In July, the Canadian Centre for Cyber Security issued an alert about “recent and continuing exploitation of network infrastructures in Canada.” It said cybercriminals took advantage of “vulnerable, less secure implementations of remote access services.”

“We’re seeing a significant increase in the attacks against clients, an increase in all sorts of fraud and compromise-type of attacks, business e-mail fraud and those types of things,” Mr.
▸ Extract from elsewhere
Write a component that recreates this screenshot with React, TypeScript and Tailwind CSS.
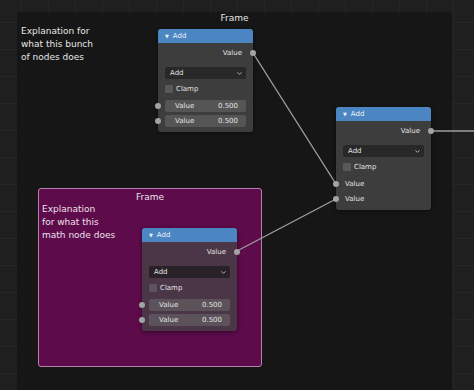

Argast says. “Another thing that is really common is e-mail account compromise.”

Kobalt has access to hundreds of threat intelligence feeds and its system is updated on an hourly basis, says Warren Mok, the company’s manager of security operations.

Monitoring at such a large scale allows Kobalt to be proactive in protecting clients' assets.

The company also has the expertise to conduct a thorough risk assessment and put in place appropriate security protocols, as well as train client staff on proper security measures, Mr. Mok says.

“Often the biggest problem is that SMEs don’t know what they’re missing, or they don’t know what they have. They want security but they don’t know where to start,” Mr. Mok says. "We help close the loop by monitoring the environment and the variables that are important to them.

“We treat ourselves as an extension of their team.”

By using commercial software like Splunk, Kobalt can monitor to detect any anomalies in the customer environment.

“That’s something that you would have to have one or two people to keep an eye on every single day and calculate the numbers yourself,” Mr. Mok says. “Customers in the small- and medium-business space don’t have the expertise or the staff to go after that kind of tool.”